Studie Kinder verdrängen ihre Ängste

Zum siebten Mal hat eine Studie die Ängste von Kindern untersucht. Die gute Nachricht: Die Kinder haben weniger Zukunftsangst als noch vor zehn Jahren. Die schlechte: vermutlich verdrängen sie ihre Ängste mehr als früher.

Die Ängste der deutschen Kinder nehmen ab: "Nur" 40 Prozent der sechs- bis 14-Jährigen hat große Angst vor der Zukunft, heißt es in einer jetzt vorgestellten Untersuchung im Auftrag einer deutschen Versicherung. Vor zehn Jahren waren es noch 56 Prozent.

Allerdings gibt es Unterschiede zwischen West- und Ostdeutschland. In nahezu allen Lebensbereichen machen sich die Kleinen in den neuen Bundesländern mehr Sorgen als ihre westdeutschen Altersgenossen. Dies gilt besonders für das Thema Arbeitslosigkeit und Geldnot in der Familie: Im Westen haben hiervor 40 Prozent der befragten Kinder Angst, im Osten sind es 49 Prozent. Dies liege vor allem daran, dass Kinder in Ostdeutschland in wirtschaftlich schwierigeren Verhältnissen aufwüchsen und ihre Eltern eigene Zukunftsängste auf die Kinder übertrügen, hieß es.

Am meisten fürchten sich Kinder vor Schicksalsschlägen in der Familie: 59 Prozent ängstigen sich davor, dass ihren Eltern oder Geschwistern etwas zustoßen könnte - sei es der Tod oder eine schweren Erkrankung. Noch vor einer eigenen schweren Erkrankung oder dem Tod folgt auf Platz zwei die Furcht vor sexuellem Missbrauch. "Sittlichkeitsverbrechen sind leider schon ein Klassiker unter den Ängsten", sagte Psychologin Rita Jakli bei der Vorstellung der Studie, der siebten ihrer Art.

Angst vor Schulgewalt erst an zehnter Stelle

"Der Anteil ist bei Mädchen etwas höher, aber dennoch fürchten auch rund 48 Prozent der Jungen unsittliche Übergriffe", sagte Jakli. Zur Überraschung der Experten steht die Angst vor Gewalt an der Schule erst auf Platz zehn der Rangliste. "Die Kinder haben sich möglicherweise an einen bestimmten Grad an Aggression in der Schule gewöhnt", sagte Jakli.
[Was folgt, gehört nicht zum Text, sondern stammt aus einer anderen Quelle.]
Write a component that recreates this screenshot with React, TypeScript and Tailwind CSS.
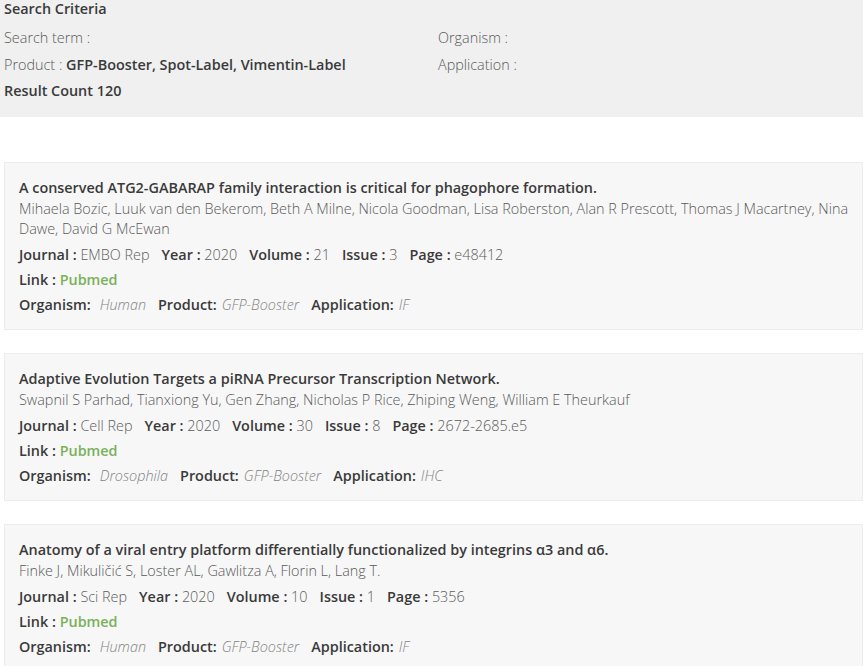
import React from "react";

type Pub = {
  title: string;
  authors: string;
  journal: string;
  year: string;
  volume: string;
  issue: string;
  page: string;
  organism: string;
  product: string;
  application: string;
};

const pubs: Pub[] = [
  {
    title: "A conserved ATG2-GABARAP family interaction is critical for phagophore formation.",
    authors:
      "Mihaela Bozic, Luuk van den Bekerom, Beth A Milne, Nicola Goodman, Lisa Roberston, Alan R Prescott, Thomas J Macartney, Nina Dawe, David G McEwan",
    journal: "EMBO Rep",
    year: "2020",
    volume: "21",
    issue: "3",
    page: "e48412",
    organism: "Human",
    product: "GFP-Booster",
    application: "IF",
  },
  {
    title: "Adaptive Evolution Targets a piRNA Precursor Transcription Network.",
    authors:
      "Swapnil S Parhad, Tianxiong Yu, Gen Zhang, Nicholas P Rice, Zhiping Weng, William E Theurkauf",
    journal: "Cell Rep",
    year: "2020",
    volume: "30",
    issue: "8",
    page: "2672-2685.e5",
    organism: "Drosophila",
    product: "GFP-Booster",
    application: "IHC",
  },
  {
    title: "Anatomy of a viral entry platform differentially functionalized by integrins α3 and α6.",
    authors: "Finke J, Mikuličić S, Loster AL, Gawlitza A, Florin L, Lang T.",
    journal: "Sci Rep",
    year: "2020",
    volume: "10",
    issue: "1",
    page: "5356",
    organism: "Human",
    product: "GFP-Booster",
    application: "IF",
  },
];

function Card({ p }: { p: Pub }) {
  return (
    <div className="bg-[#f7f7f7] border border-[#ececec] pl-[14px] pr-3 pt-[14px] pb-[12px]">
      <div className="text-[14.4px] leading-[21px] font-semibold text-[#3a3a3a]">{p.title}</div>
      <div className="text-[14.4px] leading-[20px] font-light text-[#595959] mt-[1px]">{p.authors}</div>
      <div className="text-[14.4px] leading-[25px] mt-[3px] flex gap-[12px] text-[#3a3a3a]">
        <span>
          <span className="font-semibold">Journal : </span>
          <span className="font-light text-[#5c5c5c]">{p.journal}</span>
        </span>
        <span>
          <span className="font-semibold">Year : </span>
          <span className="font-light text-[#5c5c5c]">{p.year}</span>
        </span>
        <span>
          <span className="font-semibold">Volume : </span>
          <span className="font-light text-[#5c5c5c]">{p.volume}</span>
        </span>
        <span>
          <span className="font-semibold">Issue : </span>
          <span className="font-light text-[#5c5c5c]">{p.issue}</span>
        </span>
        <span>
          <span className="font-semibold">Page : </span>
          <span className="font-light text-[#5c5c5c]">{p.page}</span>
        </span>
      </div>
      <div className="text-[14.4px] leading-[25px] text-[#3a3a3a]">
        <span className="font-semibold">Link : </span>
        <span className="font-semibold text-[#7ab15a]">Pubmed</span>
      </div>
      <div className="text-[14.4px] leading-[25px] text-[#3a3a3a] flex gap-[12px]">
        <span>
          <span className="font-semibold">Organism:</span>
          <span className="font-light italic text-[#838383] ml-[9px]">{p.organism}</span>
        </span>
        <span>
          <span className="font-semibold">Product:</span>
          <span className="font-light italic text-[#838383] ml-[5px]">{p.product}</span>
        </span>
        <span>
          <span className="font-semibold">Application:</span>
          <span className="font-light italic text-[#838383] ml-[5px]">{p.application}</span>
        </span>
      </div>
    </div>
  );
}

export default function App() {
  return (
    <div
      className="w-[863px] min-h-[666px] bg-white overflow-hidden"
      style={{ fontFamily: '"Open Sans", "Liberation Sans", sans-serif' }}
    >
      <div className="bg-[#f0f0f0] pl-[4px] pb-[13px] text-[14.4px] text-[#3a3a3a]">
        <div className="font-semibold leading-[17px]">Search Criteria</div>
        <div className="grid grid-cols-[434px_1fr] mt-[7px]">
          <div className="leading-[27px] font-light text-[#595959]">Search term :</div>
          <div className="leading-[27px] font-light text-[#595959]">Organism :</div>
          <div className="leading-[27px]">
            <span className="font-light text-[#595959]">Product : </span>
            <span className="font-semibold">GFP-Booster, Spot-Label, Vimentin-Label</span>
          </div>
          <div className="leading-[27px] font-light text-[#595959]">Application :</div>
          <div className="leading-[26px] font-semibold">Result Count 120</div>
        </div>
      </div>
      <div className="pl-[4px] pt-[45px] flex flex-col gap-[23px]">
        {pubs.map((p, i) => (
          <Card key={i} p={p} />
        ))}
      </div>
    </div>
  );
}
Groß sind die Unterschiede in den Regionen: Besonders ängstlich sind die Kinder in Norddeutschland. In fast allen Bereichen seien die Sorgen der 6- bis 14-Jährigen in Bremen, Niedersachsen, Hamburg und Schleswig-Holstein größer als im Bundesschnitt. Im Norden haben 72 Prozent Angst vor Schicksalsschlägen in der Familie. Eine Erklärung für dieses Gefälle fanden die Experten nicht.

Wirtschaftliche und politische Themen beschäftigen die Kinder dagegen weniger. Am stärksten abgenommen haben im Vergleich zur vorangegangenen Studie 2003 Ängste vor Umweltverschmutzung, minus 16 Prozent, und Krieg, minus 23 Prozent.

Die Wissenschaftler vermuten, der Grund für letzteres könnte könne die Gewöhnung an die alltägliche Kriegsberichterstattung sein. Grundsätzlich glauben die Macher der Studie, dass Kinder ihre Ängste zunehmend verdrängen oder sich an beunruhigende Botschaften gewöhnen. Durch bedrohliche Nachrichten im Fernsehen und Gewaltszenen in Computerspielen könnten sich die Mädchen und Jungen verstärkt an Gefahren gewöhnt haben, so Rita Jakli. "Es sind alle Ängste gesunken", sagte sie weiter, "das hat uns schon überrascht."